◆ Stated goal
Exact reproduction of the data is required, with images excluded.

◆ Data section
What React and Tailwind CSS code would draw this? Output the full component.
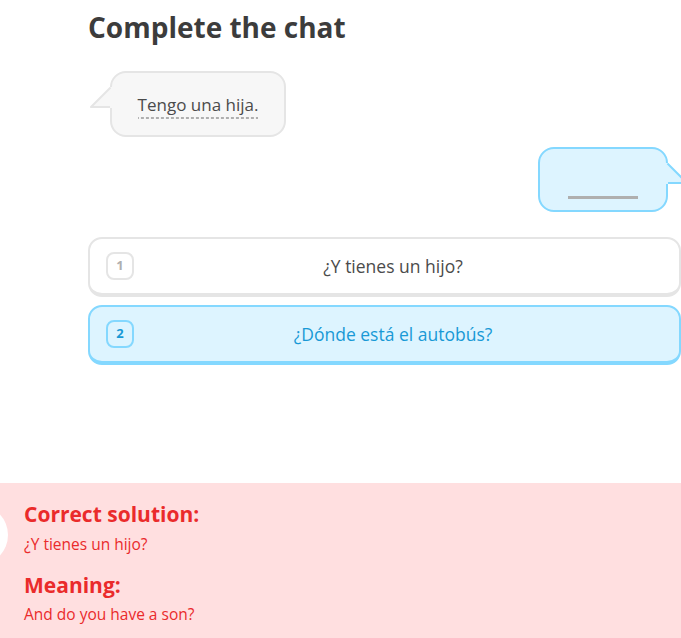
import React from "react";

const font = { fontFamily: "'Open Sans', 'Noto Sans', sans-serif" };

const choices = [
  { n: 1, text: "¿Y tienes un hijo?", selected: false },
  { n: 2, text: "¿Dónde está el autobús?", selected: true },
];

function Tail({ side, fill, stroke }) {
  // little speech-bubble tail that sits over the bubble border
  const flip = side === "right";
  return (
    <svg
      width="22"
      height="22"
      viewBox="0 0 22 22"
      className={
        flip
          ? "absolute top-[14px] right-[-22px] -scale-x-100"
          : "absolute top-[14px] left-[-22px]"
      }
    >
      <polygon points="20,0 22,0 22,21 1,21 " fill={fill} />
      <polyline
        points="20.5,0.5 1,20 20,20"
        fill="none"
        stroke={stroke}
        strokeWidth="2"
        strokeLinejoin="round"
      />
    </svg>
  );
}

export default function App() {
  return (
    <div className="relative w-[681px] h-[638px] overflow-hidden bg-white flex flex-col" style={font}>
      <div className="pl-[88px] pt-[8px] flex flex-col">
        <h1 className="text-[28px] leading-[38px] font-bold text-[#3c3c3c]">Complete the chat</h1>

        <div className="relative ml-[22px] mt-[25px] w-[176px] h-[66px] rounded-2xl border-2 border-[#e5e5e5] bg-[#f7f7f7] flex items-center justify-center">
          <Tail side="left" fill="#f7f7f7" stroke="#e5e5e5" />
          <span className="text-[17px] text-[#4b4b4b] leading-[22px] pb-[3px] mt-[4px] bg-[linear-gradient(to_right,#afafaf_60%,transparent_0)] bg-[length:5px_2px] bg-repeat-x bg-bottom">
            Tengo una hija.
          </span>
        </div>

        <div className="relative ml-[450px] mt-[10px] w-[130px] h-[65px] rounded-2xl border-2 border-[#84d8ff] bg-[#ddf4ff] flex items-end justify-center pb-[11px]">
          <Tail side="right" fill="#ddf4ff" stroke="#84d8ff" />
          <div className="w-[70px] h-[3px] bg-[#afafaf]" />
        </div>

        <div className="mt-[25px] flex flex-col gap-[8px] w-[593px]">
          {choices.map((c) => (
            <div
              key={c.n}
              className={
                c.selected
                  ? "h-[60px] flex items-center px-[16px] rounded-[14px] border-2 border-b-4 border-[#84d8ff] bg-[#ddf4ff]"
                  : "h-[60px] flex items-center px-[16px] rounded-[14px] border-2 border-b-4 border-[#e5e5e5] bg-white"
              }
            >
              <span
                className={
                  c.selected
                    ? "w-[28px] h-[28px] flex items-center justify-center rounded-lg border-2 border-[#84d8ff] text-[13px] font-bold text-[#1899d6]"
                    : "w-[28px] h-[28px] flex items-center justify-center rounded-lg border-2 border-[#e5e5e5] text-[13px] font-bold text-[#afafaf]"
                }
              >
                {c.n}
              </span>
              <span
                className={
                  c.selected
                    ? "flex-1 mr-[11px] text-center text-[17.5px] text-[#1899d6]"
                    : "flex-1 mr-[11px] text-center text-[17.5px] text-[#4b4b4b]"
                }
              >
                {c.text}
              </span>
            </div>
          ))}
        </div>
      </div>

      <div className="relative mt-auto h-[155px] bg-[#ffdfe0] pl-[24px] pt-[17px] text-[#ea2b2b]">
        <div className="absolute left-[-52px] top-[22px] w-[60px] h-[60px] rounded-full bg-white" />
        <h2 className="text-[21px] leading-[28px] font-bold">Correct solution:</h2>
        <p className="text-[15.5px] leading-[20px] mt-[6px]">¿Y tienes un hijo?</p>
        <h2 className="text-[21px] leading-[28px] font-bold mt-[17px]">Meaning:</h2>
        <p className="text-[15.5px] leading-[20px] mt-[5px]">And do you have a son?</p>
      </div>
    </div>
  );
}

◆ Answer for this exercise
What React and Tailwind CSS code would draw this? Output the full component.
import React from "react";

const font = { fontFamily: "'Open Sans', 'Noto Sans', sans-serif" };

const choices = [
  { n: 1, text: "¿Y tienes un hijo?", selected: false },
  { n: 2, text: "¿Dónde está el autobús?", selected: true },
];

function Tail({ side, fill, stroke }) {
  // little speech-bubble tail that sits over the bubble border
  const flip = side === "right";
  return (
    <svg
      width="22"
      height="22"
      viewBox="0 0 22 22"
      className={
        flip
          ? "absolute top-[14px] right-[-22px] -scale-x-100"
          : "absolute top-[14px] left-[-22px]"
      }
    >
      <polygon points="20,0 22,0 22,21 1,21 " fill={fill} />
      <polyline
        points="20.5,0.5 1,20 20,20"
        fill="none"
        stroke={stroke}
        strokeWidth="2"
        strokeLinejoin="round"
      />
    </svg>
  );
}

export default function App() {
  return (
    <div className="relative w-[681px] h-[638px] overflow-hidden bg-white flex flex-col" style={font}>
      <div className="pl-[88px] pt-[8px] flex flex-col">
        <h1 className="text-[28px] leading-[38px] font-bold text-[#3c3c3c]">Complete the chat</h1>

        <div className="relative ml-[22px] mt-[25px] w-[176px] h-[66px] rounded-2xl border-2 border-[#e5e5e5] bg-[#f7f7f7] flex items-center justify-center">
          <Tail side="left" fill="#f7f7f7" stroke="#e5e5e5" />
          <span className="text-[17px] text-[#4b4b4b] leading-[22px] pb-[3px] mt-[4px] bg-[linear-gradient(to_right,#afafaf_60%,transparent_0)] bg-[length:5px_2px] bg-repeat-x bg-bottom">
            Tengo una hija.
          </span>
        </div>

        <div className="relative ml-[450px] mt-[10px] w-[130px] h-[65px] rounded-2xl border-2 border-[#84d8ff] bg-[#ddf4ff] flex items-end justify-center pb-[11px]">
          <Tail side="right" fill="#ddf4ff" stroke="#84d8ff" />
          <div className="w-[70px] h-[3px] bg-[#afafaf]" />
        </div>

        <div className="mt-[25px] flex flex-col gap-[8px] w-[593px]">
          {choices.map((c) => (
            <div
              key={c.n}
              className={
                c.selected
                  ? "h-[60px] flex items-center px-[16px] rounded-[14px] border-2 border-b-4 border-[#84d8ff] bg-[#ddf4ff]"
                  : "h-[60px] flex items-center px-[16px] rounded-[14px] border-2 border-b-4 border-[#e5e5e5] bg-white"
              }
            >
              <span
                className={
                  c.selected
                    ? "w-[28px] h-[28px] flex items-center justify-center rounded-lg border-2 border-[#84d8ff] text-[13px] font-bold text-[#1899d6]"
                    : "w-[28px] h-[28px] flex items-center justify-center rounded-lg border-2 border-[#e5e5e5] text-[13px] font-bold text-[#afafaf]"
                }
              >
                {c.n}
              </span>
              <span
                className={
                  c.selected
                    ? "flex-1 mr-[11px] text-center text-[17.5px] text-[#1899d6]"
                    : "flex-1 mr-[11px] text-center text-[17.5px] text-[#4b4b4b]"
                }
              >
                {c.text}
              </span>
            </div>
          ))}
        </div>
      </div>

      <div className="relative mt-auto h-[155px] bg-[#ffdfe0] pl-[24px] pt-[17px] text-[#ea2b2b]">
        <div className="absolute left-[-52px] top-[22px] w-[60px] h-[60px] rounded-full bg-white" />
        <h2 className="text-[21px] leading-[28px] font-bold">Correct solution:</h2>
        <p className="text-[15.5px] leading-[20px] mt-[6px]">¿Y tienes un hijo?</p>
        <h2 className="text-[21px] leading-[28px] font-bold mt-[17px]">Meaning:</h2>
        <p className="text-[15.5px] leading-[20px] mt-[5px]">And do you have a son?</p>
      </div>
    </div>
  );
}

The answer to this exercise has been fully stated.